I really craved for WE 10: Samurai Blue. But then EA gave me a better thing – World Cup 2010, with all the teams, all the players. Republic of Korea, Singapore, Hong Kong, Taiwan, Canada. All the players – Choi Tae-uk, Shinji Kagawa, Chan Siu Ki, Brian Ching, and Issey Nakajima-Farran. And in the final tournament, there’s the fans – Japanese and Korean girls showing their midriffs, although as not that hot as the legendary Korean chick.
Then FIFA 11 with customizable soundtrack. Goodbye weird Euro electronica and Aussie indie-hip hop collaboration, hello 2NE1 and Tokyo Jihen! Yep, I loaded FIFA 11 with “Try to Follow Me” and Kaela Kimura’s “Ring a Ding Dong”.
Then for the first time since…2003? I bought the two games. FIFA 12 and Pro Evolution Soccer 12. Because with the latter, I could play 2011 AFC Asian Cup. And I was lucky to get the one with Japanese commentary by Jon Kabira and Hiroshi Nanami. Still, strangely I could not play when two of my controlled teams meet each other, like in PES 4. No such problem with FIFA 12 (the theme song, as you can guess, is 2NE1’s “I am the Best”).

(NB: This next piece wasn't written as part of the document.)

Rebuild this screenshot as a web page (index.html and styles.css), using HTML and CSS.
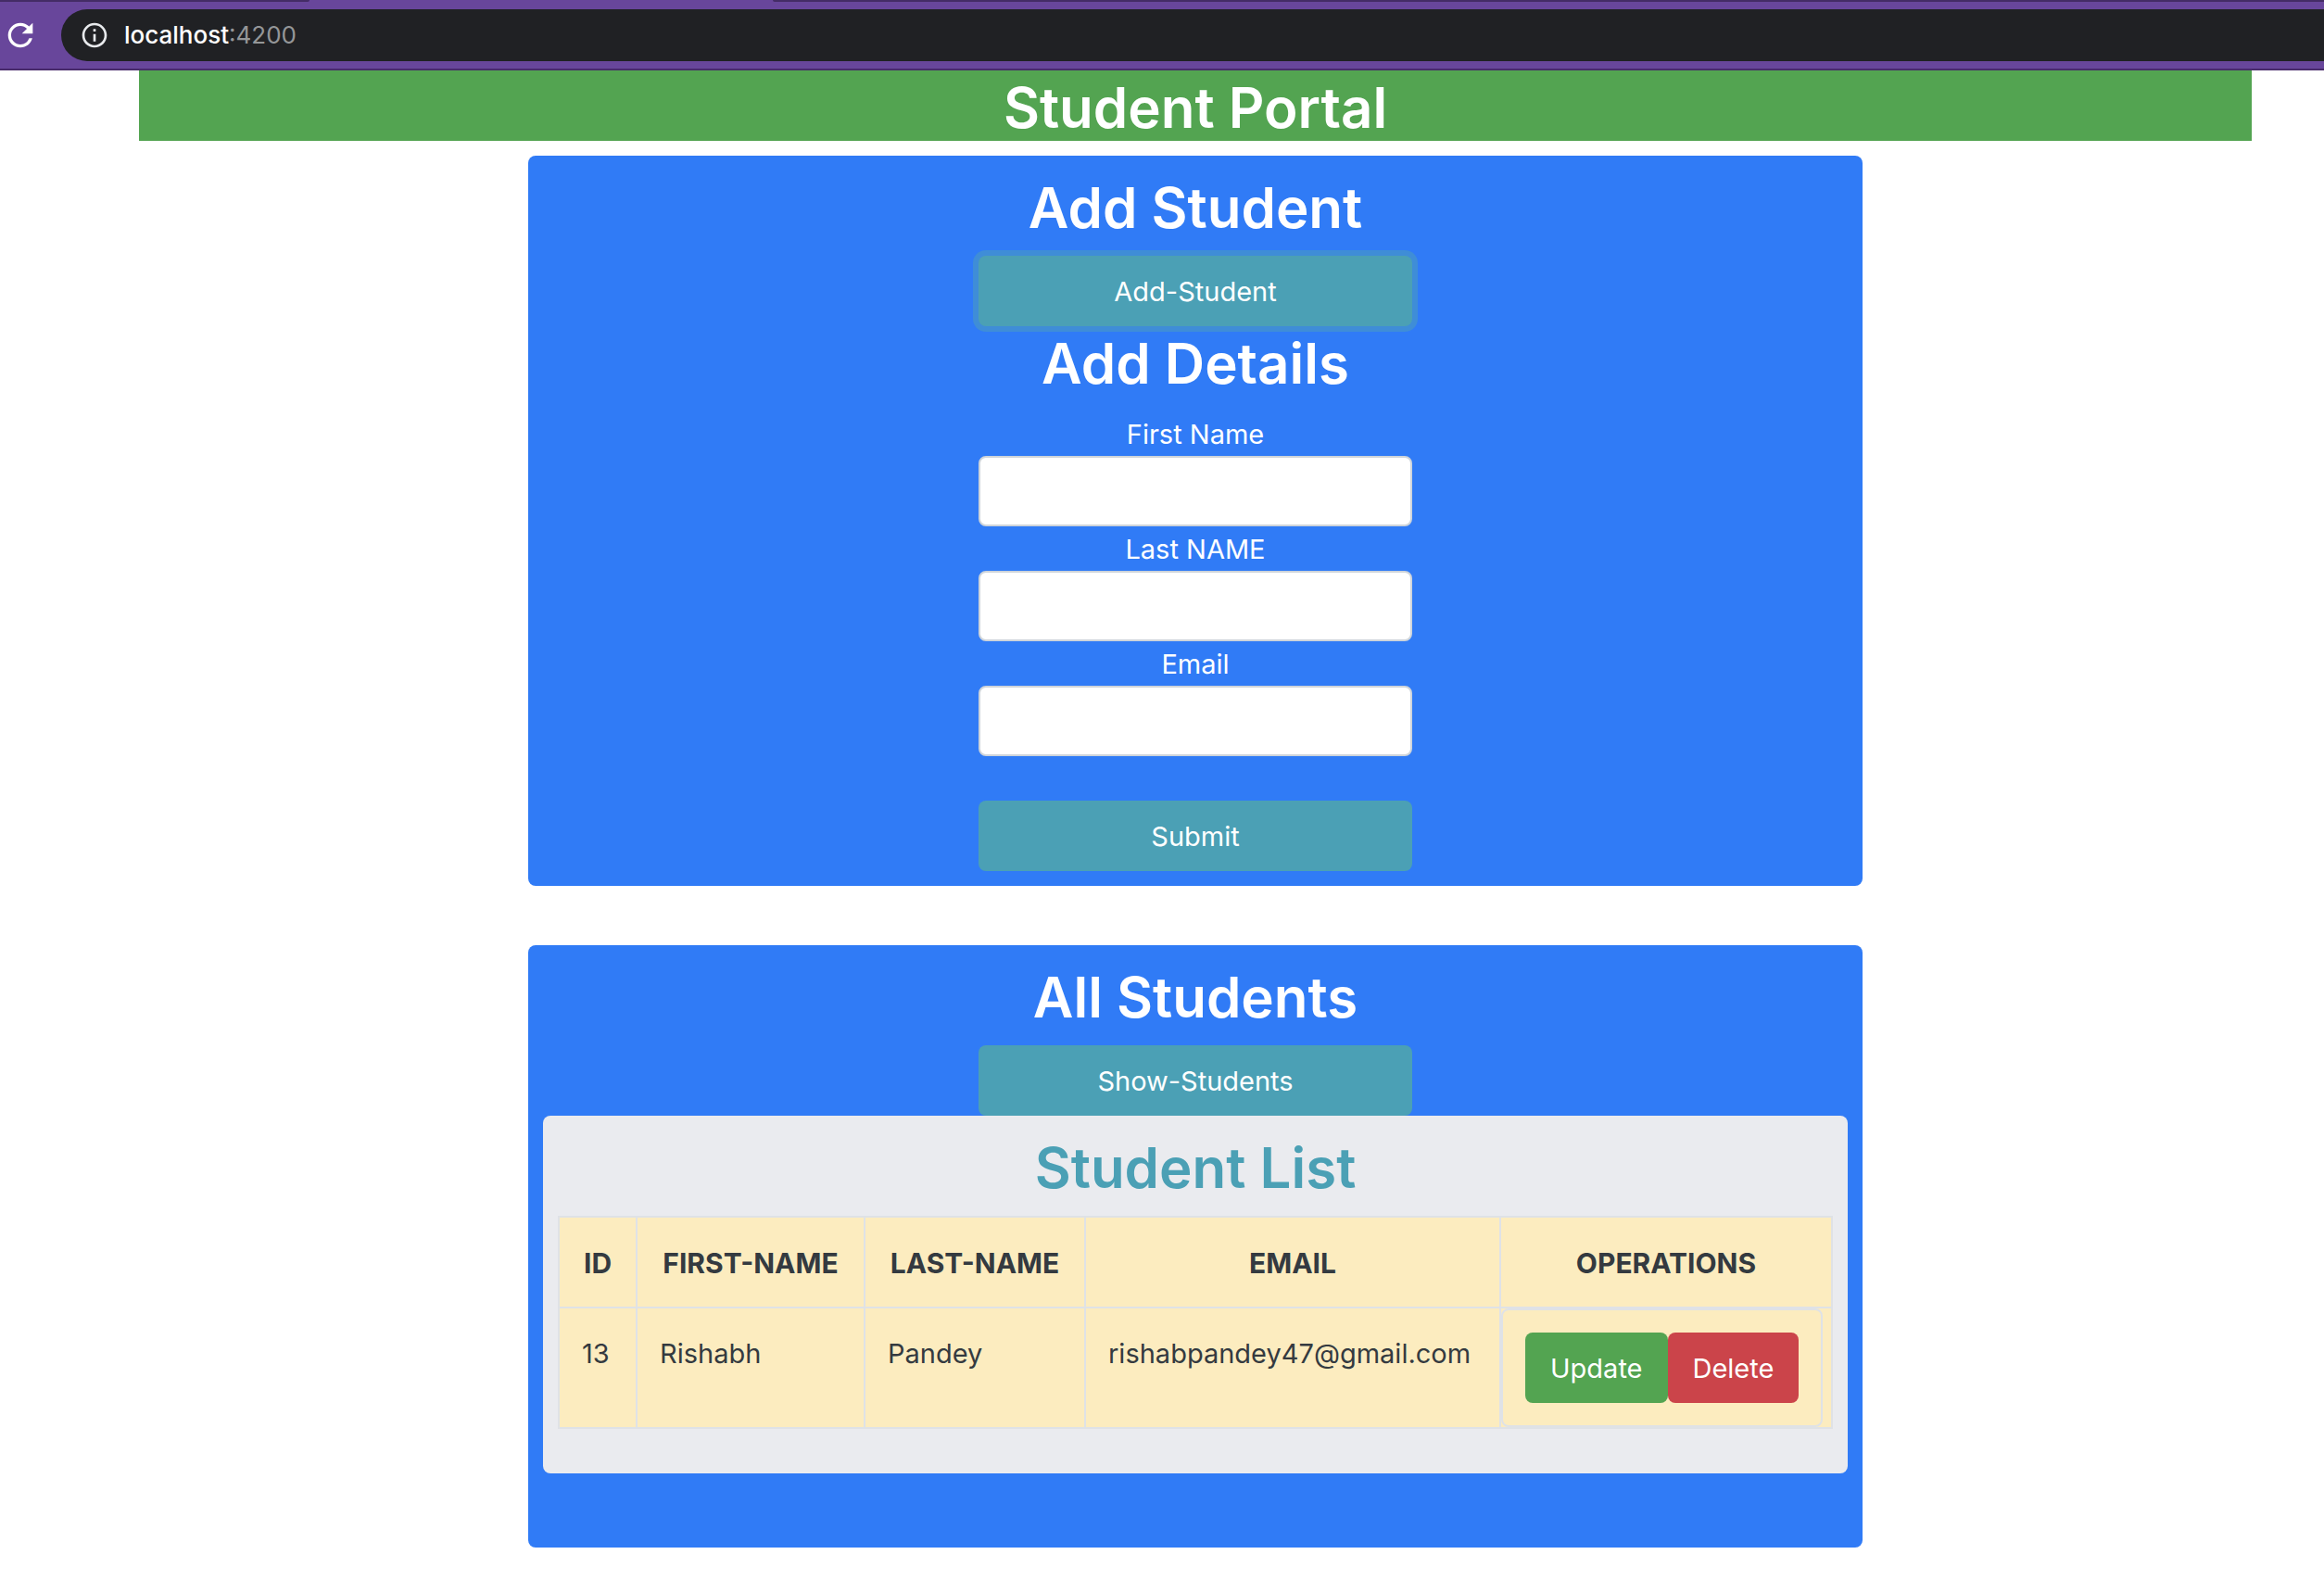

FIFA 13 is said as FIFA 12 with terrible Nike & Umbro jerseys (Lotto is never good in the first place) and slightly improved Kagawa. That’s all. On the other hand, PES 13 looks like zombie and is another testimony of the decline of Japanese gaming industry – and of Japan in general (except football). And no J. League outside Japanese edition, while FIFA now includes Saudi Pro League (yay, Yoo Byung-soo!). Really Konami, why with all this stupidity? In this age of Gangnam Style, can Japanese business still making excuse “We don’t think it will sell well in the overseas market?”